GPU Architecture
Digging deeper
The maximum per GPU shader cluster (Nvidia SM) for the Geforce RTX 4000 is now 144, which is the theoretical maximum. . As with Ampere, a cluster has 64 FP32 units and 64 FP32/INT32 units, four texture units, four tensor cores (Gen 4), a ray tracing core (Gen 3), and 128 KiB of L1 cache. This is how 18,432 FP32 shaders are assembled in one fully enabled ADA102 GPU. Half of which compute entirely is FP32 and the other half calculate in either FP32 or INT32. The configuration of the units relative to one another is identical to that of the Ampere; Nvidia has not altered this quantity. The raster operations pipeline of 16 units per raster engine also remains the same seen from Ampere. The Ada SM is equipped with 128 KB of Level 1 cache. Depending on the workload, this cache has a unified architecture that may be configured to operate as either an L1 data cache or shared memory. The complete AD102 GPU includes 18432 KB of L1 cache memory (compared to 10752 KB in GA102). Ada's Level 2 cache has been substantially redesigned relative to Ampere. AD102 is equipped with 98304 KB of L2 cache, a 16-fold increase over GA102's 6144 KB of L2 cache. All programs will benefit from the availability of such a vast cache memory pool, but sophisticated procedures such as ray tracing (especially path tracing) will gain the most.

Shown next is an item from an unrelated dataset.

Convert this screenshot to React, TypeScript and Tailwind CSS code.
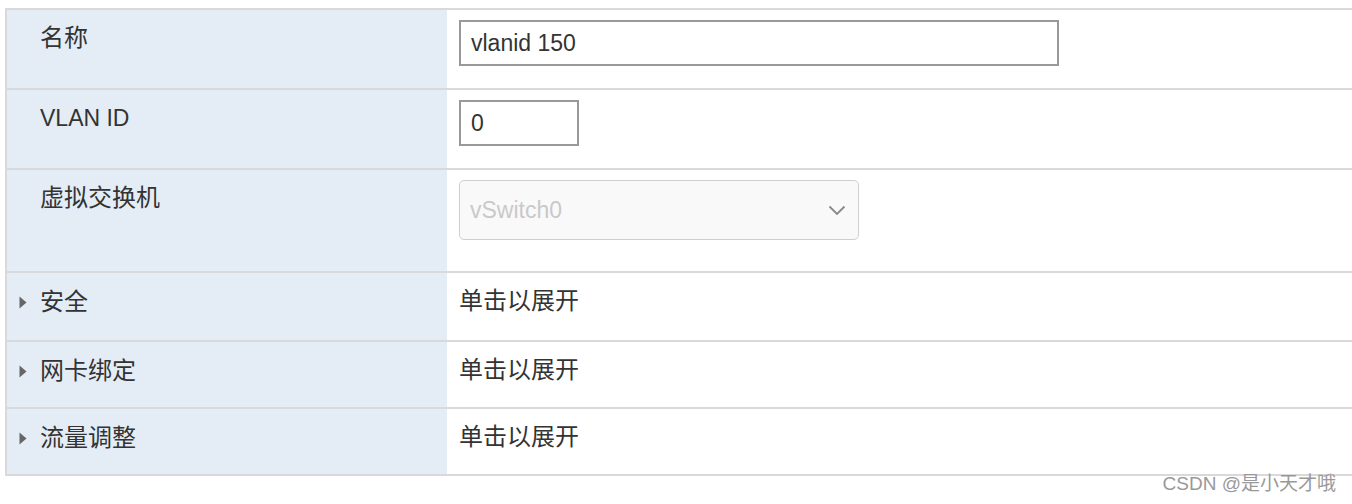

A full AD103 GPU includes:
- 9728 CUDA Cores
- 76 RT Cores
- 304 Tensor Cores
- 304 Texture Units
- 112 ROPs
Geforce RTX 4000 block diagram by Ada Lovelace
Based on that alone the GeForce RTX 4080 is substantially quicker than the RTX 3080 Ti. The RTX 4080 16GB has 9,728 shaders, and the RTX 4080 12GB has 7,680 shaders, but all announced variants have clock rates between 2.5 and 2.6 GHz boost.
NVIDIA GeForce RTX 4090
The new flagship GPU is the AD102-300, with 16384 CUDA cores and a boost clock of up to 2520 MHz and 23-power phases. This translates to a single-precision performance of 82.6 TFLOPS, 2.3x higher than its predecessor, the RTX 3090. The flagship Ada-based SKU will include 24GB of GDDR6X memory, with a peak bandwidth of 1 TB/s. This new card will require at least 100W more power than the 3090 Ti. NVIDIA confirms that this model will be available on October 12 for $1599.
NVIDIA GeForce RTX 4080
The RTX 4080 16GB will have an AD103 GPU with 9728 CUDA cores, 16GB of GDDR6X memory clocked at 22.4 Gbps, and a 320W TDP. This model will be available in November for at least $1199.
DLSS3
The NVIDIA Applied Deep Learning Research team has spent the past four years developing a frame generation technique that blends optical flow estimates with DLSS to enhance the gaming experience. The insertion of synthesized frames between existing frames enhances the frame rate and delivers a more fluid gaming experience. Optical flow estimation is frequently used in computer vision applications to measure the direction and amplitude of pixels' apparent motion between successively generated graphics frames or video frames. In the realms of 3D graphics and video, typical use cases have included minimizing latency in augmented and virtual reality, enhancing the smoothness of video playback, improving video compression efficiency, and stabilizing video cameras. Typical applications of deep learning include automobile and robotic navigation, video analysis and comprehension. Optical flow is comparable to the motion estimation component of video encoding, but its requirements for precision and consistency are significantly more demanding. As a result, many algorithms are employed. Since the Ampere GPU architecture, NVIDIA's GPUs have supported an optical flow engine (OFA) that employs cutting-edge algorithms to produce high-quality outputs. Ada's OFA unit delivers 300 TeraOPS (TOPS) of optical flow work (over 2x quicker than the Ampere generation OFA) and supplies essential data to the DLSS 3 network. The Ada OFA unit and new motion vector analysis algorithms are essential components that enable accurate and efficient frame production inside the new DLSS 3 technology architecture. This new DL-based frame generation algorithm increases frame rates by a factor of two in comparison to DLSS 2. When DLSS 3 is paired with the new RT Core and other Ada architecture improvements, Ada GPUs are up to four times quicker than their predecessors. DLSS 3 can also enhance performance when the CPU is the GPU's performance barrier. Microsoft Flight Simulator is a typical example of a CPU-limited game because of its physics and enormous draw distances. This reduces the performance advantages of conventional super-resolution systems. In this instance, though, DLSS 3's capacity to produce frames still delivers a performance boost of up to double.